In your own space, share a book/song/movie/tv show/fanwork/etc that changed your life. Something that impacted on your consciousness in a way that left its mark on your soul.
I abandoned the challenge, but this prompt grabbed me and wouldn't let me go. I feel kind of weird posting this because it's so personal, but I have things to say and nowhere else to say them.
(Aren't those the coolest, tackiest eighties covers? Isn't it a tragedy that the latest anthology came out in paperback with
this monstrosity?)
I grew up on magic. I was a child of the Disney renaissance, raised on classic kid's fantasy novels and Arthurian mythology and Irish folk music. I lived in a vibrant immigrant community with deep colonial roots, shaped equally by Irish folktales and Puritan ghost stories. I knew Harry Potter before he was famous. There was basically zero chance that I wouldn't grow up to be a fantasy fan.
I got to the age of thirteen with a craving for fantasy that brought back that childhood magic, that took place in a world that felt like the cultures I'd grown up in. I wanted magic that could be real, not an escape to a totally alien fantasy land (shitty worldbuilding is still a major gripe I have with contemporary fantasy).
I found
Waifs and Strays in my library's underwhelming Young Adult section. It was by an author I'd never heard of and had the obligatory dull, meaningless cover art by John Jude Palencar, but inside were all these stories about adolescence where the magic and the mundane were intrinsically tied, where the conflict was always between fitting in and standing out. My favorite story took place in a city between the human world and Faerie, with elvish motorcycle gangs and technology spliced with magic that didn't work either way and runaway kids of all species trying to claim the city for their own.
The first Bordertown anthology that I read (and the only one in print at the time) was
The Essential Bordertown, which is written like a guidebook to the fictional city, with chapters on the music and the fashion and the turf wars in between each short story.
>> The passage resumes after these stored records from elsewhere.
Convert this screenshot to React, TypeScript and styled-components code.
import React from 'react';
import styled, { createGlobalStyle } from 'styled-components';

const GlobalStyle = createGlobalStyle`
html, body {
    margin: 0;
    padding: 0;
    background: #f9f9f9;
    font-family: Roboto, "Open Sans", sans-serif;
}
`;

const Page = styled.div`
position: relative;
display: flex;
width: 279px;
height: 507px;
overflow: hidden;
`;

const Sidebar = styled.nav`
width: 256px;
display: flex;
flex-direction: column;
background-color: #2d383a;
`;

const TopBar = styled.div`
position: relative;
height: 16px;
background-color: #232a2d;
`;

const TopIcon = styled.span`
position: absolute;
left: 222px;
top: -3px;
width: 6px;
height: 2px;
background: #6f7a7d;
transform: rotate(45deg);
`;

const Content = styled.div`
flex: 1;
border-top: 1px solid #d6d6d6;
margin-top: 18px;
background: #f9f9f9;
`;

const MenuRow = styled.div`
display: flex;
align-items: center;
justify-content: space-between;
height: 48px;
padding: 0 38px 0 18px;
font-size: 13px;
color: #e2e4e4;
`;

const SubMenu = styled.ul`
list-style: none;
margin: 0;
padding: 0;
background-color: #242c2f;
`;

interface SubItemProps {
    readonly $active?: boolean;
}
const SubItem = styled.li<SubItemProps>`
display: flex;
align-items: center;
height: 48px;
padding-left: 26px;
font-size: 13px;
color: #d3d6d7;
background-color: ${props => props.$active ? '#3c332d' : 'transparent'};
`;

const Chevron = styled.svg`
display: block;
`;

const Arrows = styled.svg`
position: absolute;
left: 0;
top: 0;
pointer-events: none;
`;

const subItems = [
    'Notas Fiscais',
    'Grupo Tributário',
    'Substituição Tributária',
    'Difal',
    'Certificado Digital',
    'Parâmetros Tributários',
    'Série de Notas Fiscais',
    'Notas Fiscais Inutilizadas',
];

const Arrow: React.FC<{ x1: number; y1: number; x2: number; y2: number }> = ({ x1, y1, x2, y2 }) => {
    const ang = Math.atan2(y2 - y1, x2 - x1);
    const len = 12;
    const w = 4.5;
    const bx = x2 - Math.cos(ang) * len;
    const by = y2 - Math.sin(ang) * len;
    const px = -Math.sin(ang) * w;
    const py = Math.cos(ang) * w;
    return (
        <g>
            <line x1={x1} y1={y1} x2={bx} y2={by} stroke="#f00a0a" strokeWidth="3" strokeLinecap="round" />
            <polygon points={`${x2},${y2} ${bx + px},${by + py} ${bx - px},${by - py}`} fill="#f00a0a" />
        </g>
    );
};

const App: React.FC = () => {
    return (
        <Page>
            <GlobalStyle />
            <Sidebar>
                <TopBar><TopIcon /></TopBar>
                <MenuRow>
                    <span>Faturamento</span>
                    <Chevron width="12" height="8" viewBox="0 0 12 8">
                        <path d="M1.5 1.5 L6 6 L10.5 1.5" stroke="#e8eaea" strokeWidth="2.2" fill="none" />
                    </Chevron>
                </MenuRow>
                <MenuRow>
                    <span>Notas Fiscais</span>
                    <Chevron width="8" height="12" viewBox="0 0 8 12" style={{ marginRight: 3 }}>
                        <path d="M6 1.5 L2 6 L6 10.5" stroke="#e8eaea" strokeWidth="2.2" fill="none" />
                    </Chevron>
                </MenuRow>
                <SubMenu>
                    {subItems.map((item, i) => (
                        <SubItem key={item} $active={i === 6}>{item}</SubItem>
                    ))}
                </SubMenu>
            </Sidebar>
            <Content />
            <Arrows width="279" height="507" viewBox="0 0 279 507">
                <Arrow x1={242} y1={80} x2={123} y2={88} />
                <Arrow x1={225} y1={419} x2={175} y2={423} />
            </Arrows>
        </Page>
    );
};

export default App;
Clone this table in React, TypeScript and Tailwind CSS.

It was the kind of gimmick I ate with a spoon, full of mumbo-jumbo about how the city existed outside of time and place and could only be found if the city let you find it.
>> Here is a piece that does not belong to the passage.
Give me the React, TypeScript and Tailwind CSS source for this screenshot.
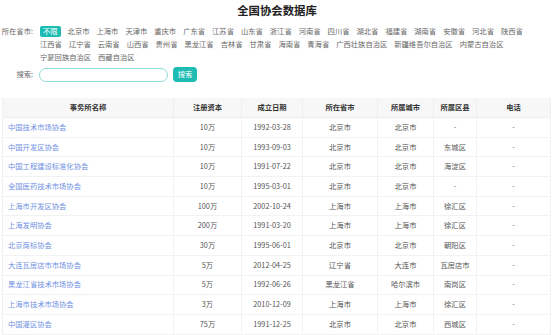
import React from "react";

const row1 = ["北京市","上海市","天津市","重庆市","广东省","江苏省","山东省","浙江省","河南省","四川省","湖北省","福建省","湖南省","安徽省","河北省","陕西省"];
const row2 = ["江西省","辽宁省","云南省","山西省","贵州省","黑龙江省","吉林省","甘肃省","海南省","青海省","广西壮族自治区","新疆维吾尔自治区","内蒙古自治区"];
const row3 = ["宁夏回族自治区","西藏自治区"];

const data: string[][] = [
  ["中国技术市场协会","10万","1992-03-28","北京市","北京市","-","-"],
  ["中国开发区协会","10万","1993-09-03","北京市","北京市","东城区","-"],
  ["中国工程建设标准化协会","10万","1991-07-22","北京市","北京市","海淀区","-"],
  ["全国医药技术市场协会","10万","1995-03-01","北京市","北京市","-","-"],
  ["上海市开发区协会","100万","2002-10-24","上海市","上海市","徐汇区","-"],
  ["上海发明协会","200万","1991-03-20","上海市","上海市","徐汇区","-"],
  ["北京商标协会","30万","1995-06-01","北京市","北京市","朝阳区","-"],
  ["大连瓦房店市市场协会","5万","2012-04-25","辽宁省","大连市","瓦房店市","-"],
  ["黑龙江省技术市场协会","5万","1992-06-26","黑龙江省","哈尔滨市","南岗区","-"],
  ["上海市技术市场协会","3万","2010-12-09","上海市","上海市","徐汇区","-"],
  ["中国灌区协会","75万","1991-12-25","北京市","北京市","西城区","-"],
];

const headers = ["事务所名称","注册资本","成立日期","所在省市","所属城市","所属区县","电话"];

export default function App() {
  const font = { fontFamily: '"Noto Sans CJK SC", "Noto Sans", sans-serif' };
  return (
    <div className="w-[554px] h-[335px] overflow-hidden bg-white text-[#555]" style={font}>
      <div className="h-[20px] leading-[20px] text-center text-[11.4px] font-bold text-[#222]">全国协会数据库</div>

      <div className="mt-[5px] flex">
        <div className="w-[33px] text-right text-[7.3px] leading-[13px] text-[#666]">所在省市:</div>
        <div className="ml-[7px] flex flex-col text-[7.3px] leading-[13px] text-[#666]">
          <div className="flex h-[13px] items-center gap-x-[7px]">
            <span className="rounded-[2px] bg-[#1cbcb2] px-[3px] leading-[11px] text-white">不限</span>
            {row1.map((p) => (<span key={p}>{p}</span>))}
          </div>
          <div className="flex h-[13px] items-center gap-x-[7px]">
            {row2.map((p) => (<span key={p}>{p}</span>))}
          </div>
          <div className="flex h-[13px] items-center gap-x-[7px]">
            {row3.map((p) => (<span key={p}>{p}</span>))}
          </div>
        </div>
      </div>

      <div className="mt-[3px] flex h-[15px] items-center">
        <div className="w-[33px] text-right text-[7.3px] text-[#666]">搜索:</div>
        <div className="ml-[6px] h-[14px] w-[129px] rounded-full border border-[#8fdcd6] bg-white" />
        <div className="ml-[5px] flex h-[15px] w-[24px] items-center justify-center rounded-[4px] bg-[#1cbcb2] text-[7.3px] text-white">搜索</div>
      </div>

      <div className="ml-[2px] mt-[16px] w-[548px] border-l border-[#f0f0f0] text-[7.3px]">
        <div className="grid h-[20px] grid-cols-[171px_68px_61px_75px_56px_43px_74px] bg-[#f7f7f7] font-bold text-[#333]">
          {headers.map((h) => (
            <div key={h} className="flex items-center justify-center border-r border-b border-[#eeeeee]">{h}</div>
          ))}
        </div>
        {data.map((r, i) => (
          <div key={i} className="grid h-[19.7px] grid-cols-[171px_68px_61px_75px_56px_43px_74px]">
            {r.map((c, j) => (
              <div
                key={j}
                className={
                  j === 0
                    ? "flex items-center border-r border-b border-[#f2f2f2] pl-[5px] text-[#7090e3]"
                    : "flex items-center justify-center border-r border-b border-[#f2f2f2] text-[#555]"
                }
              >
                {c}
              </div>
            ))}
          </div>
        ))}
      </div>
    </div>
  );
}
I grew up on fantasy, but I also grew up on classic rock, and I'd loved the city of Boston longer than I'd had the words to express it. I had no desire to escape to glittering Rivendell, isolated from the messy, dirty, painful reality of being human. Add the stereotype of quiet, bookish people as anti-hedonists who lived beyond the mundane physical world, and you can see why this hybrid of old magic and the gritty city hit my teenage identity crisis where it hurt. I needed it to be real, and it kind of was--some of the bands that played there were real, and every author brought bits and pieces of different cities into Borderdown. It was 1980s New York and 1960s San Francisco and Minneapolis and Detroit and Los Angeles. It led me further into counterculture and rock music, and kept me chasing the cities I loved when sane people would've given up on them.
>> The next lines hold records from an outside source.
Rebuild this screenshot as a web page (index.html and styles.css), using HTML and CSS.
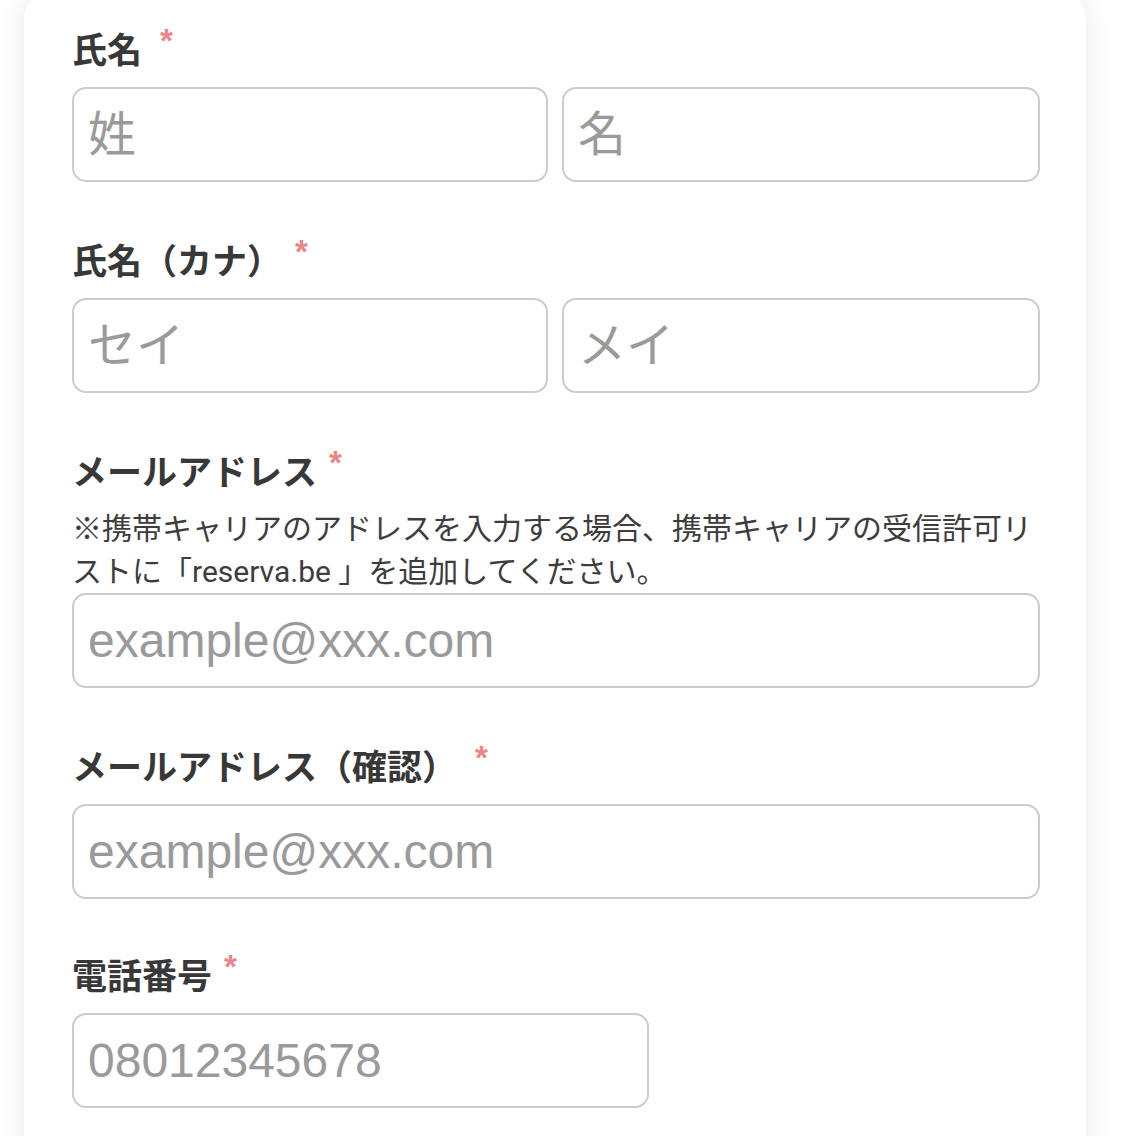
FILE: index.html
```html
<!DOCTYPE html>
<html lang="ja">
<head>
<meta charset="utf-8">
<title>フォーム</title>
<link rel="stylesheet" href="styles.css">
</head>
<body>
<div class="card">
  <div class="field">
    <div class="label">氏名<span class="req req-wide">*</span></div>
    <div class="pair">
      <input class="input" type="text" placeholder="姓">
      <input class="input" type="text" placeholder="名">
    </div>
  </div>
  <div class="field">
    <div class="label">氏名（カナ）<span class="req req-mid">*</span></div>
    <div class="pair">
      <input class="input" type="text" placeholder="セイ">
      <input class="input" type="text" placeholder="メイ">
    </div>
  </div>
  <div class="field">
    <div class="label">メールアドレス<span class="req">*</span></div>
    <p class="note">※携帯キャリアのアドレスを入力する場合、携帯キャリアの受信許可リストに「reserva.be 」を追加してください。</p>
    <input class="input" type="email" placeholder="example@xxx.com">
  </div>
  <div class="field field-tight">
    <div class="label">メールアドレス（確認）<span class="req req-wide">*</span></div>
    <input class="input" type="email" placeholder="example@xxx.com">
  </div>
  <div class="field">
    <div class="label">電話番号<span class="req">*</span></div>
    <input class="input input-short" type="tel" placeholder="08012345678">
  </div>
</div>
</body>
</html>
```
FILE: styles.css
```css
html, body {
  margin: 0;
  padding: 0;
  background: #ffffff;
}

body {
  font-family: "Noto Sans CJK JP", sans-serif;
  color: #3d3d3d;
  overflow: hidden;
}

.card {
  box-sizing: border-box;
  width: 1062px;
  margin: -12px 0 0 24px;
  padding: 35px 46px 40px 48px;
  background: #ffffff;
  border-radius: 32px;
  box-shadow: 0 0 28px rgba(0, 0, 0, 0.09);
  min-height: 1200px;
}

.field {
  margin-bottom: 52px;
}

.field-tight {
  margin-bottom: 50px;
}

.label {
  font-family: "Noto Sans CJK JP", sans-serif;
  font-weight: 700;
  font-size: 35px;
  line-height: 50px;
  height: 50px;
  margin-bottom: 14px;
  color: #383838;
  white-space: nowrap;
}

.req {
  position: relative;
  top: -11px;
  font-family: "Liberation Sans", Arial, sans-serif;
  font-weight: 700;
  font-size: 33px;
  color: #ec858a;
  margin-left: 12px;
}

.req-wide {
  margin-left: 18px;
}

.req-mid {
  margin-left: 13px;
}

.note {
  margin: -2px 0 0 0;
  font-family: "Roboto", "Noto Sans CJK JP", sans-serif;
  font-size: 30px;
  line-height: 43px;
  color: #3d3d3d;
}

.pair {
  display: grid;
  grid-template-columns: 476px 478px;
  column-gap: 14px;
}

.input {
  display: block;
  box-sizing: border-box;
  width: 100%;
  height: 95px;
  margin: 0;
  padding: 0 14px;
  border: 2px solid #cccccc;
  border-radius: 14px;
  background: #ffffff;
  font-family: "Liberation Sans", Arial, "Noto Sans CJK JP", sans-serif;
  font-size: 48px;
  color: #333333;
  outline: none;
}

.input::placeholder {
  color: #9a9a9a;
  opacity: 1;
}

.input-short {
  width: 577px;
}
```
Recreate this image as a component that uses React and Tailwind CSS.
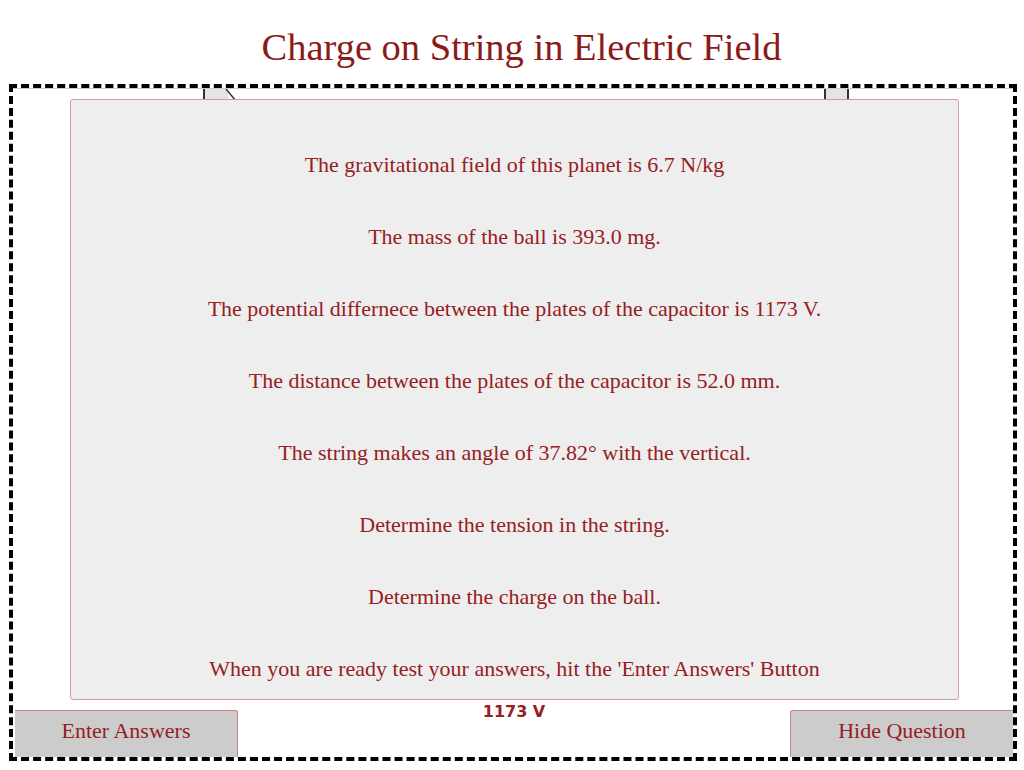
export default function App() {
  const lines = [
    "The gravitational field of this planet is 6.7 N/kg",
    "The mass of the ball is 393.0 mg.",
    "The potential differnece between the plates of the capacitor is 1173 V.",
    "The distance between the plates of the capacitor is 52.0 mm.",
    "The string makes an angle of 37.82° with the vertical.",
    "Determine the tension in the string.",
    "Determine the charge on the ball.",
    "When you are ready test your answers, hit the 'Enter Answers' Button",
  ];

  return (
    <div className="w-[1024px] h-[770px] bg-white overflow-hidden" style={{ fontFamily: "'Liberation Serif', serif" }}>
      {/* Title */}
      <div className="h-[84px] pt-[27px] pl-[19px] text-center text-[38.5px] leading-[40px] text-[#8b1a1a]">
        Charge on String in Electric Field
      </div>

      {/* Dashed frame */}
      <div className="ml-[9px] w-[1008px] h-[677px] border-4 border-dashed border-black">
        <div className="relative w-full h-full border-t border-[#cccccc] flex flex-col">
          {/* Capacitor plates (canvas drawing behind the overlay) */}
          <div className="absolute left-[190px] top-0 w-[25px] h-[12px] bg-[#e4e4e4] border-l-2 border-[#333]" />
          <svg className="absolute left-[212px] top-0" width="14" height="12">
            <line x1="1" y1="0" x2="11" y2="12" stroke="#333" strokeWidth="1.5" />
          </svg>
          <div className="absolute left-[811px] top-0 w-[25px] h-[12px] bg-[#e4e4e4] border-x-2 border-[#333]" />

          {/* Question panel */}
          <div className="absolute left-[57px] top-[10px] w-[889px] h-[601px] bg-[#eeeeee] border border-[#d99a9a] rounded-[3px] flex flex-col items-center pt-[53px] gap-[48px] text-[22px] leading-[24px] text-[#96201f]">
            {lines.map((l) => (
              <div key={l}>{l}</div>
            ))}
          </div>

          {/* Bottom controls */}
          <div className="mt-auto flex items-end justify-between pl-[2px]">
            <button className="w-[223px] h-[47px] pb-[7px] bg-[#cccccc] border-t border-r border-[#d08080] rounded-tr-[3px] text-[22px] text-[#96201f]">
              Enter Answers
            </button>
            <div
              className="self-start text-[16px] font-bold leading-[20px] text-[#96201f] -mt-[8px]"
              style={{ fontFamily: "'DejaVu Sans', sans-serif" }}
            >
              1173 V
            </div>
            <button className="w-[223px] h-[47px] pb-[7px] bg-[#cccccc] border-t border-l border-[#d08080] rounded-tl-[3px] text-[22px] text-[#96201f]">
              Hide Question
            </button>
          </div>
        </div>
      </div>
    </div>
  );
}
I've spent a lot of time wondering if I chased it all the way to NYU, and if my dissatisfaction with New York came from unrealistic fictional expectations. But I've come to the decision that it's impossible for New York to be a failed Bordertown, because Bordertown wasn't my first magical city. It's been there since I was old enough to crane my neck at the Boston skyline over route 93, since I first immersed myself in Chinatown, since I walked past noisy bars that should've been scary rather than enticing. It's in the alternative stations and the awful high school bands and the culture that weaves through everything. So yeah, The Essential Bordertown changed my life, but it really brought me back to a place I should never have left.